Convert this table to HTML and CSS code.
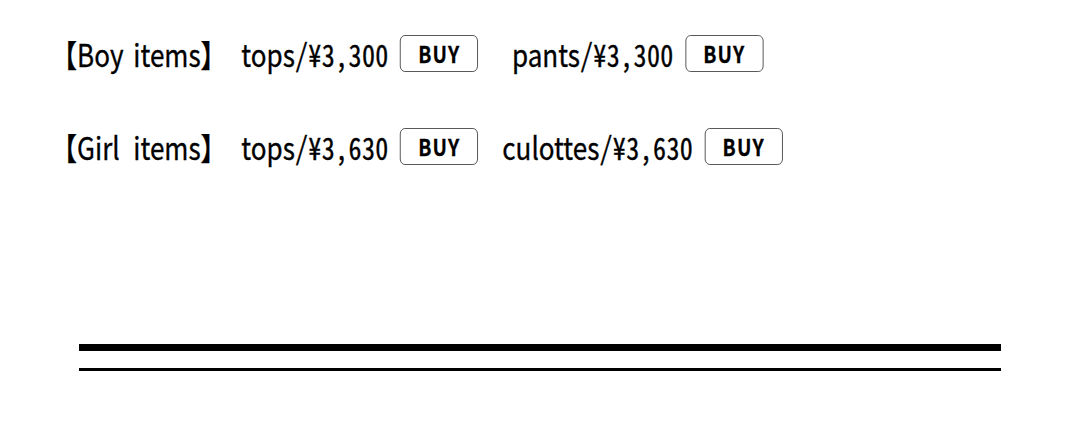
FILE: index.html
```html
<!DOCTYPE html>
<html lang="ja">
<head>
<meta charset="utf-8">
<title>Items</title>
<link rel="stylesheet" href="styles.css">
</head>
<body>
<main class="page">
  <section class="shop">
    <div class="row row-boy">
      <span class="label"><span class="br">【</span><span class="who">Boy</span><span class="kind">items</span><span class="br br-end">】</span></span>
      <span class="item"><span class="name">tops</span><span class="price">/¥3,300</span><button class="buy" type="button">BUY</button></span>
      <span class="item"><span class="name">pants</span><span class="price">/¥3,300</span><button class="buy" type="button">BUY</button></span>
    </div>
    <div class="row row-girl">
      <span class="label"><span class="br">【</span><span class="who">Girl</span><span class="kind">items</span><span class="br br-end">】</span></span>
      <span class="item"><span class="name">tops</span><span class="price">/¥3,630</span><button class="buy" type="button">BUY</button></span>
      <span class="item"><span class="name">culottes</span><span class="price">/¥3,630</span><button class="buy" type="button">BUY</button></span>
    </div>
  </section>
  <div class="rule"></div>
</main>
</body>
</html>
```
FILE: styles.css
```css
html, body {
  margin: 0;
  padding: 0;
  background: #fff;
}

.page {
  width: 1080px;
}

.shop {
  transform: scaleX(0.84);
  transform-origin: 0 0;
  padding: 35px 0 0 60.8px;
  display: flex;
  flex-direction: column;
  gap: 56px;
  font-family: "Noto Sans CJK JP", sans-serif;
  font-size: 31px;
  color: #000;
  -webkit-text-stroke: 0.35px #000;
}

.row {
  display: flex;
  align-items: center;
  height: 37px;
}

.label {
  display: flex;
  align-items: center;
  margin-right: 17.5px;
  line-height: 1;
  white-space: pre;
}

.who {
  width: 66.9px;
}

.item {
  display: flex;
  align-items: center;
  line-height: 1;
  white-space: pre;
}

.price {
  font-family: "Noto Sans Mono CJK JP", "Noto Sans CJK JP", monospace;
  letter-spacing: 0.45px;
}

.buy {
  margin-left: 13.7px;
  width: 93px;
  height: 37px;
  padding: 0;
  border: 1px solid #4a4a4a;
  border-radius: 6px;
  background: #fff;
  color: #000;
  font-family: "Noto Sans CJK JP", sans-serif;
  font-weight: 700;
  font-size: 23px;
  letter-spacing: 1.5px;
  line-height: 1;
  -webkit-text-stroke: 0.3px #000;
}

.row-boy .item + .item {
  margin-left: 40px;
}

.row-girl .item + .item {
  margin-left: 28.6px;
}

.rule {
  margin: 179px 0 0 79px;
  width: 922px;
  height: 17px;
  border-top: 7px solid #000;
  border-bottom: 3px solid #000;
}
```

■ WHAT IS ASKED:
Without the pictures, retype the whole of the material above exactly.

■ SOLUTION FOR THIS TASK:
Convert this table to HTML and CSS code.
FILE: index.html
```html
<!DOCTYPE html>
<html lang="ja">
<head>
<meta charset="utf-8">
<title>Items</title>
<link rel="stylesheet" href="styles.css">
</head>
<body>
<main class="page">
  <section class="shop">
    <div class="row row-boy">
      <span class="label"><span class="br">【</span><span class="who">Boy</span><span class="kind">items</span><span class="br br-end">】</span></span>
      <span class="item"><span class="name">tops</span><span class="price">/¥3,300</span><button class="buy" type="button">BUY</button></span>
      <span class="item"><span class="name">pants</span><span class="price">/¥3,300</span><button class="buy" type="button">BUY</button></span>
    </div>
    <div class="row row-girl">
      <span class="label"><span class="br">【</span><span class="who">Girl</span><span class="kind">items</span><span class="br br-end">】</span></span>
      <span class="item"><span class="name">tops</span><span class="price">/¥3,630</span><button class="buy" type="button">BUY</button></span>
      <span class="item"><span class="name">culottes</span><span class="price">/¥3,630</span><button class="buy" type="button">BUY</button></span>
    </div>
  </section>
  <div class="rule"></div>
</main>
</body>
</html>
```
FILE: styles.css
```css
html, body {
  margin: 0;
  padding: 0;
  background: #fff;
}

.page {
  width: 1080px;
}

.shop {
  transform: scaleX(0.84);
  transform-origin: 0 0;
  padding: 35px 0 0 60.8px;
  display: flex;
  flex-direction: column;
  gap: 56px;
  font-family: "Noto Sans CJK JP", sans-serif;
  font-size: 31px;
  color: #000;
  -webkit-text-stroke: 0.35px #000;
}

.row {
  display: flex;
  align-items: center;
  height: 37px;
}

.label {
  display: flex;
  align-items: center;
  margin-right: 17.5px;
  line-height: 1;
  white-space: pre;
}

.who {
  width: 66.9px;
}

.item {
  display: flex;
  align-items: center;
  line-height: 1;
  white-space: pre;
}

.price {
  font-family: "Noto Sans Mono CJK JP", "Noto Sans CJK JP", monospace;
  letter-spacing: 0.45px;
}

.buy {
  margin-left: 13.7px;
  width: 93px;
  height: 37px;
  padding: 0;
  border: 1px solid #4a4a4a;
  border-radius: 6px;
  background: #fff;
  color: #000;
  font-family: "Noto Sans CJK JP", sans-serif;
  font-weight: 700;
  font-size: 23px;
  letter-spacing: 1.5px;
  line-height: 1;
  -webkit-text-stroke: 0.3px #000;
}

.row-boy .item + .item {
  margin-left: 40px;
}

.row-girl .item + .item {
  margin-left: 28.6px;
}

.rule {
  margin: 179px 0 0 79px;
  width: 922px;
  height: 17px;
  border-top: 7px solid #000;
  border-bottom: 3px solid #000;
}
```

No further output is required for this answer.